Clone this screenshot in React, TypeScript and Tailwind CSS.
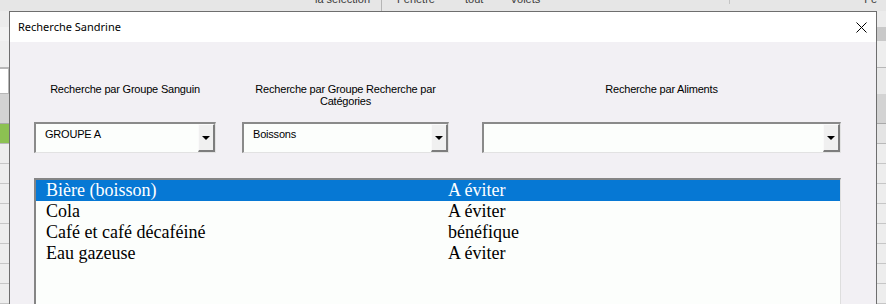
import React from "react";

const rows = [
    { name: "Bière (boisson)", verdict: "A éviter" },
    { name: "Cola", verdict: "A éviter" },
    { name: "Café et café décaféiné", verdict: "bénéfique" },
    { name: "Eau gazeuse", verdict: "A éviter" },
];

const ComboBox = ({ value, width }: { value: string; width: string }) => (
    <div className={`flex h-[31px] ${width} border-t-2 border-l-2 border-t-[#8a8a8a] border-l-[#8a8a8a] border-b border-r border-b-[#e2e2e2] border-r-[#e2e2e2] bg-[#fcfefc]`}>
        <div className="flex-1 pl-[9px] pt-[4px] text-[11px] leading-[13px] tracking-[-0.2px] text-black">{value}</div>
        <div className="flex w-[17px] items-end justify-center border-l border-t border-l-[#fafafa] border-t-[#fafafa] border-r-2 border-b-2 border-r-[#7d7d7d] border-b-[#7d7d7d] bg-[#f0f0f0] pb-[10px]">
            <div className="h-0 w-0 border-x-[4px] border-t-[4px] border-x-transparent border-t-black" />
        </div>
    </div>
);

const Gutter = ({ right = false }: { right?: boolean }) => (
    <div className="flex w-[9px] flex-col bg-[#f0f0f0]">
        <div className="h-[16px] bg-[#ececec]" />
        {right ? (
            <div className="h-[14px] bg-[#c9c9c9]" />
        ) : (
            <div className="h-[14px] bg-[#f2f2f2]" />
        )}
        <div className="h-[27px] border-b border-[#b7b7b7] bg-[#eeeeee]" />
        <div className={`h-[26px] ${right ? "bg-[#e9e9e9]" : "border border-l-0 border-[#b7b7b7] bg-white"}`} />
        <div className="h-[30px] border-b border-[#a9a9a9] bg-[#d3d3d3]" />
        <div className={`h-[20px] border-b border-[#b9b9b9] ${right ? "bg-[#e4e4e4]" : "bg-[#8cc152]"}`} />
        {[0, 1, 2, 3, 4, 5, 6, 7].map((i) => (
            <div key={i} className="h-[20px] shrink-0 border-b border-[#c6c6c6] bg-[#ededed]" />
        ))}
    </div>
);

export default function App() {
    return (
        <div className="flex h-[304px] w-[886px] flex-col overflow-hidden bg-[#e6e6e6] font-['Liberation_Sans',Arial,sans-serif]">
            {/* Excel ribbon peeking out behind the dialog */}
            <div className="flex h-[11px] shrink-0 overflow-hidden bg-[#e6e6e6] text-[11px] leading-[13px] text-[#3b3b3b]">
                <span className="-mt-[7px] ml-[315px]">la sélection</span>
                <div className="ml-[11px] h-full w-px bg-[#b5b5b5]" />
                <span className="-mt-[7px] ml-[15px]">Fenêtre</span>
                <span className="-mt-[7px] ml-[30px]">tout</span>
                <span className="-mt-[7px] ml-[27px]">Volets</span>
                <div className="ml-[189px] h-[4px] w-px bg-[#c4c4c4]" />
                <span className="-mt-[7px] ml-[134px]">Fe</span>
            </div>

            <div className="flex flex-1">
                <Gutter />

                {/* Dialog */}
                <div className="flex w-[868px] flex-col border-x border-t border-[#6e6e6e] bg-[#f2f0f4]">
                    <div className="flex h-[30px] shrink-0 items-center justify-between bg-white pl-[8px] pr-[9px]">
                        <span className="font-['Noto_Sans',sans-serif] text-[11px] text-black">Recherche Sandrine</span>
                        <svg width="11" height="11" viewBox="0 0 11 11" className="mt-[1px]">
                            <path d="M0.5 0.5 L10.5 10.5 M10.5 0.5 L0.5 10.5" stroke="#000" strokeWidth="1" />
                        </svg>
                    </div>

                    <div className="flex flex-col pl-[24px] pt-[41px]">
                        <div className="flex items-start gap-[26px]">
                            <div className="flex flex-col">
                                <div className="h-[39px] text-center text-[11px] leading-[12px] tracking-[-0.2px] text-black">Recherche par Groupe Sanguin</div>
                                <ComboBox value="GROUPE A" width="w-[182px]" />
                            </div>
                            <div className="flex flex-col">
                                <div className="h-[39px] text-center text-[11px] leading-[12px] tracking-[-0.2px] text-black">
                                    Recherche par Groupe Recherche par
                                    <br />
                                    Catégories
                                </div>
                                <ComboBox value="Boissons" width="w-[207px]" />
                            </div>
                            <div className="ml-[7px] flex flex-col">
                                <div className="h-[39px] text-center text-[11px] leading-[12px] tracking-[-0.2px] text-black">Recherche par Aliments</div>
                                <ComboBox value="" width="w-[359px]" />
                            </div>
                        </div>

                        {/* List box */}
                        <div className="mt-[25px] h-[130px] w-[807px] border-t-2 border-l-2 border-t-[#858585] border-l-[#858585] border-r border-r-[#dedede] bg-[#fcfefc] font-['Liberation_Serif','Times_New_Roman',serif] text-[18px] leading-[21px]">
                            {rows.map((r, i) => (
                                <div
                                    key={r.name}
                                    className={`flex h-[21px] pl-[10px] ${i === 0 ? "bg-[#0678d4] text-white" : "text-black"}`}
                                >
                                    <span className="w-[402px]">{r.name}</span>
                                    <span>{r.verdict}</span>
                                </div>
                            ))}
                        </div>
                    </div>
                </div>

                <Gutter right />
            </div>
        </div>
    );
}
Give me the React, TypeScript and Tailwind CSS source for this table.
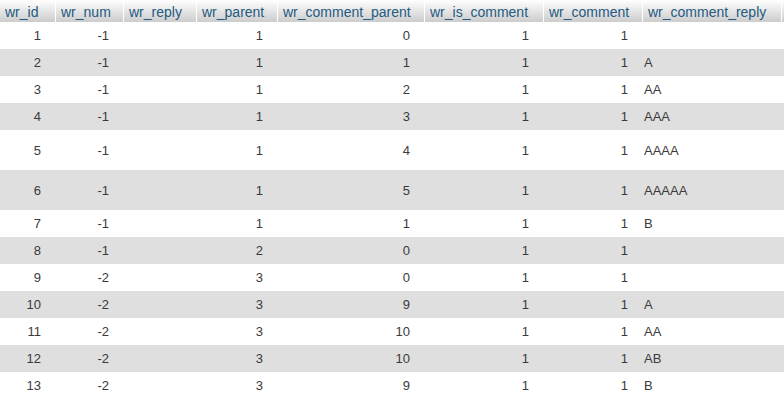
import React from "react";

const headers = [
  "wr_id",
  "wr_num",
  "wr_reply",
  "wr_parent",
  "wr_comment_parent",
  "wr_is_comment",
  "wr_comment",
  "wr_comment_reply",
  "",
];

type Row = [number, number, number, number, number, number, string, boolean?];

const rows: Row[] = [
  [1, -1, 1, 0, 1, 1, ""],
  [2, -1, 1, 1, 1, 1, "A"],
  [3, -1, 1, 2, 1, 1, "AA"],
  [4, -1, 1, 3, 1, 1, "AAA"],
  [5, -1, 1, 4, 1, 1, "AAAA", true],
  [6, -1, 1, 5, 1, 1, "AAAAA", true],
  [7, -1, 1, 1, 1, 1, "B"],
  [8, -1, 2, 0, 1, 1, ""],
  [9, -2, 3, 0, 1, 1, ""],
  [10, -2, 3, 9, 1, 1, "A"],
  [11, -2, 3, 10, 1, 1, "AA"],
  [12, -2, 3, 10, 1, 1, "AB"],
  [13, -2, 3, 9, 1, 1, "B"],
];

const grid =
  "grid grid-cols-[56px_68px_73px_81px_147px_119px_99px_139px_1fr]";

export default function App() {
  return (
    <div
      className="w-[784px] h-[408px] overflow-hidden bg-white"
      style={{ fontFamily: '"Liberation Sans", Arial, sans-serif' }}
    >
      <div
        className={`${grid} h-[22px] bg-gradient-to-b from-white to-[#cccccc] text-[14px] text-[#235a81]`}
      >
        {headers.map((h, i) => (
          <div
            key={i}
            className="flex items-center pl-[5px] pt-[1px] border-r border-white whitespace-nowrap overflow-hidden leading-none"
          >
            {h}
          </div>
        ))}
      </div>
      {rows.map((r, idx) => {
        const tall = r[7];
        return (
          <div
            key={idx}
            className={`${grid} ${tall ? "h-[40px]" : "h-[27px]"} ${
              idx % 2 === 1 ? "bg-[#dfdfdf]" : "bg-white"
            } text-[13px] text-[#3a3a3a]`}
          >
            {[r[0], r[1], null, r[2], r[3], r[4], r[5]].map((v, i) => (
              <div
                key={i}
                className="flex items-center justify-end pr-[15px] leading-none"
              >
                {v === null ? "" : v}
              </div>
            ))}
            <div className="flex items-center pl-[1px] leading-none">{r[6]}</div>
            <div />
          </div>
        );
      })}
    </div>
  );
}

-----

> _Exercise goal_: Scan the listing above. Gather each line that contains the word "Tailwind".

> _Expected answer_:
Clone this screenshot in React, TypeScript and Tailwind CSS.
Give me the React, TypeScript and Tailwind CSS source for this table.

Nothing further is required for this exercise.